>> start RAW DATA
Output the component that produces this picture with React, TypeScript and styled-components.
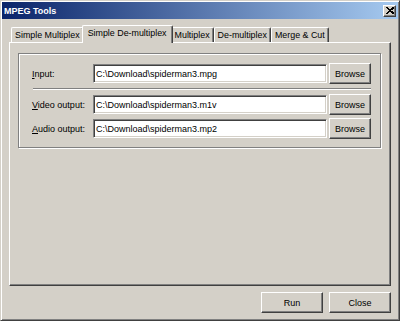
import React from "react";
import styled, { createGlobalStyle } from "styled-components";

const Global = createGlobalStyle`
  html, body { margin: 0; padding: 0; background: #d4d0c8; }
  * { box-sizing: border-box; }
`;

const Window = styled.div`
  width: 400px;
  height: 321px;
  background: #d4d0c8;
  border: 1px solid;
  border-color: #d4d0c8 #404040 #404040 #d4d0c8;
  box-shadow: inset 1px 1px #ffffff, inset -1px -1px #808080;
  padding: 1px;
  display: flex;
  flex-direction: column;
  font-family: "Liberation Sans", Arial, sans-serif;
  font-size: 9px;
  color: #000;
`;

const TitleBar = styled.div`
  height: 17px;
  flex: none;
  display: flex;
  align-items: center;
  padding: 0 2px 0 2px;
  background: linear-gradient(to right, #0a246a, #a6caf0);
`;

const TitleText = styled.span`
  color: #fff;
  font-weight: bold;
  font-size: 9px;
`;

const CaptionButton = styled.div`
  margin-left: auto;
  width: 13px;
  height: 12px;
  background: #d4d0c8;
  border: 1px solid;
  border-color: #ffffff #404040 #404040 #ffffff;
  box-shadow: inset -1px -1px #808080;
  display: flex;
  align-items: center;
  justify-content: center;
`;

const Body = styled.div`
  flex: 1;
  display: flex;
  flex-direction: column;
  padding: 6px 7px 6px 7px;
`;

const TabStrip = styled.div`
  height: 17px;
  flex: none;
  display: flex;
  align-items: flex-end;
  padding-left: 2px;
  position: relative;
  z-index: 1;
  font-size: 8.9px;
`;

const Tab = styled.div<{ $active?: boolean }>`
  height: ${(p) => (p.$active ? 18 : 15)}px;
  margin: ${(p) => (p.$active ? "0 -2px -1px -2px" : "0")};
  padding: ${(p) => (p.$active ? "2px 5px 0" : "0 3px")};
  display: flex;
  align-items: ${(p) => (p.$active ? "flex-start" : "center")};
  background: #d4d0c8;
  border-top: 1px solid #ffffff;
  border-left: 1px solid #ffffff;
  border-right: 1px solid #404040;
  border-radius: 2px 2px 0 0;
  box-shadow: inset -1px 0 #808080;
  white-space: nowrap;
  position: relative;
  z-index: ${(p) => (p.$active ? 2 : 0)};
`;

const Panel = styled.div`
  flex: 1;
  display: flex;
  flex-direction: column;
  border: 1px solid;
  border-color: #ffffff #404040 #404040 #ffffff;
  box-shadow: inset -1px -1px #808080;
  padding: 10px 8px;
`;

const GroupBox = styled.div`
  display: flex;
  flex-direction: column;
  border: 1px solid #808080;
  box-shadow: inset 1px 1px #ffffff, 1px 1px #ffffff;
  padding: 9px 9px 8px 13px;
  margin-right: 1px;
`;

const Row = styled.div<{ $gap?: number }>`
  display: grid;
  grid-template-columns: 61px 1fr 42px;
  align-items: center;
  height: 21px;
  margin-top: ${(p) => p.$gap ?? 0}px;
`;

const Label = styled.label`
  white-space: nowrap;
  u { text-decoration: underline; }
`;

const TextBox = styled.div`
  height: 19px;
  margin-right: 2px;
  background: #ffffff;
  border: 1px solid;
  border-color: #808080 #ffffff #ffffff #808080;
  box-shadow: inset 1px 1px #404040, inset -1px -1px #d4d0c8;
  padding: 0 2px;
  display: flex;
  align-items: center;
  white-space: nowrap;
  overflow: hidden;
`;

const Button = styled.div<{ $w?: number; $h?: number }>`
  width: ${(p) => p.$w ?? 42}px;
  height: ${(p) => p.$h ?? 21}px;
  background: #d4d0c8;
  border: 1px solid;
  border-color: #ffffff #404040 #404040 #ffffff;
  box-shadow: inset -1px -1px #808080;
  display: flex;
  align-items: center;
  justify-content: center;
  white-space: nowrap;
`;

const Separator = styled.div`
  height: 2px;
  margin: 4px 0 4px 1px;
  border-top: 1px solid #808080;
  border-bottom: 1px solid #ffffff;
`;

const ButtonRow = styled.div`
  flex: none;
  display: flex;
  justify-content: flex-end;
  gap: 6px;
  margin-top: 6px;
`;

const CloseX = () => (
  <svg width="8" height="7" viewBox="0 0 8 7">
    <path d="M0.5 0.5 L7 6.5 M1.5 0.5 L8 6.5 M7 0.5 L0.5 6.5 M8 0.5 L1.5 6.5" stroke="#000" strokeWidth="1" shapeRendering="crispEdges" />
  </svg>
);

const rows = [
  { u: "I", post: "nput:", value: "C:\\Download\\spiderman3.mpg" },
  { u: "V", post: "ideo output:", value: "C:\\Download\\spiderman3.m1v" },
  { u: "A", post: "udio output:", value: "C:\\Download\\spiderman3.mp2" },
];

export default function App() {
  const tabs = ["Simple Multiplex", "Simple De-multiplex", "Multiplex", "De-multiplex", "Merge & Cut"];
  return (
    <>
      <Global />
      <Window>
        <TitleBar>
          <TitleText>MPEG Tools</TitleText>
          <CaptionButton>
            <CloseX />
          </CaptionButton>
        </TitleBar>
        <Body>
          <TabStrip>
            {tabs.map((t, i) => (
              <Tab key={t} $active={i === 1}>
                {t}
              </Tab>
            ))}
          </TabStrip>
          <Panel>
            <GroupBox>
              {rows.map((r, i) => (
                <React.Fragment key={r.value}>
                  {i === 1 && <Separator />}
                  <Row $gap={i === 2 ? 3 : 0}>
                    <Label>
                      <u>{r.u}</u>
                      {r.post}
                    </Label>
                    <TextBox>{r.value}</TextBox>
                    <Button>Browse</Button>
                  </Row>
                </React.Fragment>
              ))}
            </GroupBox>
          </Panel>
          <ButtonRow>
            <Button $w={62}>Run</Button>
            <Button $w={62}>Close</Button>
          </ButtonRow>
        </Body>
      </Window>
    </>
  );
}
>> end RAW DATA
**EXERCISE**. Copy the listing in full and without alteration, omitting every picture.

**PROBLEM SOLUTION**.
Output the component that produces this picture with React, TypeScript and styled-components.
import React from "react";
import styled, { createGlobalStyle } from "styled-components";

const Global = createGlobalStyle`
  html, body { margin: 0; padding: 0; background: #d4d0c8; }
  * { box-sizing: border-box; }
`;

const Window = styled.div`
  width: 400px;
  height: 321px;
  background: #d4d0c8;
  border: 1px solid;
  border-color: #d4d0c8 #404040 #404040 #d4d0c8;
  box-shadow: inset 1px 1px #ffffff, inset -1px -1px #808080;
  padding: 1px;
  display: flex;
  flex-direction: column;
  font-family: "Liberation Sans", Arial, sans-serif;
  font-size: 9px;
  color: #000;
`;

const TitleBar = styled.div`
  height: 17px;
  flex: none;
  display: flex;
  align-items: center;
  padding: 0 2px 0 2px;
  background: linear-gradient(to right, #0a246a, #a6caf0);
`;

const TitleText = styled.span`
  color: #fff;
  font-weight: bold;
  font-size: 9px;
`;

const CaptionButton = styled.div`
  margin-left: auto;
  width: 13px;
  height: 12px;
  background: #d4d0c8;
  border: 1px solid;
  border-color: #ffffff #404040 #404040 #ffffff;
  box-shadow: inset -1px -1px #808080;
  display: flex;
  align-items: center;
  justify-content: center;
`;

const Body = styled.div`
  flex: 1;
  display: flex;
  flex-direction: column;
  padding: 6px 7px 6px 7px;
`;

const TabStrip = styled.div`
  height: 17px;
  flex: none;
  display: flex;
  align-items: flex-end;
  padding-left: 2px;
  position: relative;
  z-index: 1;
  font-size: 8.9px;
`;

const Tab = styled.div<{ $active?: boolean }>`
  height: ${(p) => (p.$active ? 18 : 15)}px;
  margin: ${(p) => (p.$active ? "0 -2px -1px -2px" : "0")};
  padding: ${(p) => (p.$active ? "2px 5px 0" : "0 3px")};
  display: flex;
  align-items: ${(p) => (p.$active ? "flex-start" : "center")};
  background: #d4d0c8;
  border-top: 1px solid #ffffff;
  border-left: 1px solid #ffffff;
  border-right: 1px solid #404040;
  border-radius: 2px 2px 0 0;
  box-shadow: inset -1px 0 #808080;
  white-space: nowrap;
  position: relative;
  z-index: ${(p) => (p.$active ? 2 : 0)};
`;

const Panel = styled.div`
  flex: 1;
  display: flex;
  flex-direction: column;
  border: 1px solid;
  border-color: #ffffff #404040 #404040 #ffffff;
  box-shadow: inset -1px -1px #808080;
  padding: 10px 8px;
`;

const GroupBox = styled.div`
  display: flex;
  flex-direction: column;
  border: 1px solid #808080;
  box-shadow: inset 1px 1px #ffffff, 1px 1px #ffffff;
  padding: 9px 9px 8px 13px;
  margin-right: 1px;
`;

const Row = styled.div<{ $gap?: number }>`
  display: grid;
  grid-template-columns: 61px 1fr 42px;
  align-items: center;
  height: 21px;
  margin-top: ${(p) => p.$gap ?? 0}px;
`;

const Label = styled.label`
  white-space: nowrap;
  u { text-decoration: underline; }
`;

const TextBox = styled.div`
  height: 19px;
  margin-right: 2px;
  background: #ffffff;
  border: 1px solid;
  border-color: #808080 #ffffff #ffffff #808080;
  box-shadow: inset 1px 1px #404040, inset -1px -1px #d4d0c8;
  padding: 0 2px;
  display: flex;
  align-items: center;
  white-space: nowrap;
  overflow: hidden;
`;

const Button = styled.div<{ $w?: number; $h?: number }>`
  width: ${(p) => p.$w ?? 42}px;
  height: ${(p) => p.$h ?? 21}px;
  background: #d4d0c8;
  border: 1px solid;
  border-color: #ffffff #404040 #404040 #ffffff;
  box-shadow: inset -1px -1px #808080;
  display: flex;
  align-items: center;
  justify-content: center;
  white-space: nowrap;
`;

const Separator = styled.div`
  height: 2px;
  margin: 4px 0 4px 1px;
  border-top: 1px solid #808080;
  border-bottom: 1px solid #ffffff;
`;

const ButtonRow = styled.div`
  flex: none;
  display: flex;
  justify-content: flex-end;
  gap: 6px;
  margin-top: 6px;
`;

const CloseX = () => (
  <svg width="8" height="7" viewBox="0 0 8 7">
    <path d="M0.5 0.5 L7 6.5 M1.5 0.5 L8 6.5 M7 0.5 L0.5 6.5 M8 0.5 L1.5 6.5" stroke="#000" strokeWidth="1" shapeRendering="crispEdges" />
  </svg>
);

const rows = [
  { u: "I", post: "nput:", value: "C:\\Download\\spiderman3.mpg" },
  { u: "V", post: "ideo output:", value: "C:\\Download\\spiderman3.m1v" },
  { u: "A", post: "udio output:", value: "C:\\Download\\spiderman3.mp2" },
];

export default function App() {
  const tabs = ["Simple Multiplex", "Simple De-multiplex", "Multiplex", "De-multiplex", "Merge & Cut"];
  return (
    <>
      <Global />
      <Window>
        <TitleBar>
          <TitleText>MPEG Tools</TitleText>
          <CaptionButton>
            <CloseX />
          </CaptionButton>
        </TitleBar>
        <Body>
          <TabStrip>
            {tabs.map((t, i) => (
              <Tab key={t} $active={i === 1}>
                {t}
              </Tab>
            ))}
          </TabStrip>
          <Panel>
            <GroupBox>
              {rows.map((r, i) => (
                <React.Fragment key={r.value}>
                  {i === 1 && <Separator />}
                  <Row $gap={i === 2 ? 3 : 0}>
                    <Label>
                      <u>{r.u}</u>
                      {r.post}
                    </Label>
                    <TextBox>{r.value}</TextBox>
                    <Button>Browse</Button>
                  </Row>
                </React.Fragment>
              ))}
            </GroupBox>
          </Panel>
          <ButtonRow>
            <Button $w={62}>Run</Button>
            <Button $w={62}>Close</Button>
          </ButtonRow>
        </Body>
      </Window>
    </>
  );
}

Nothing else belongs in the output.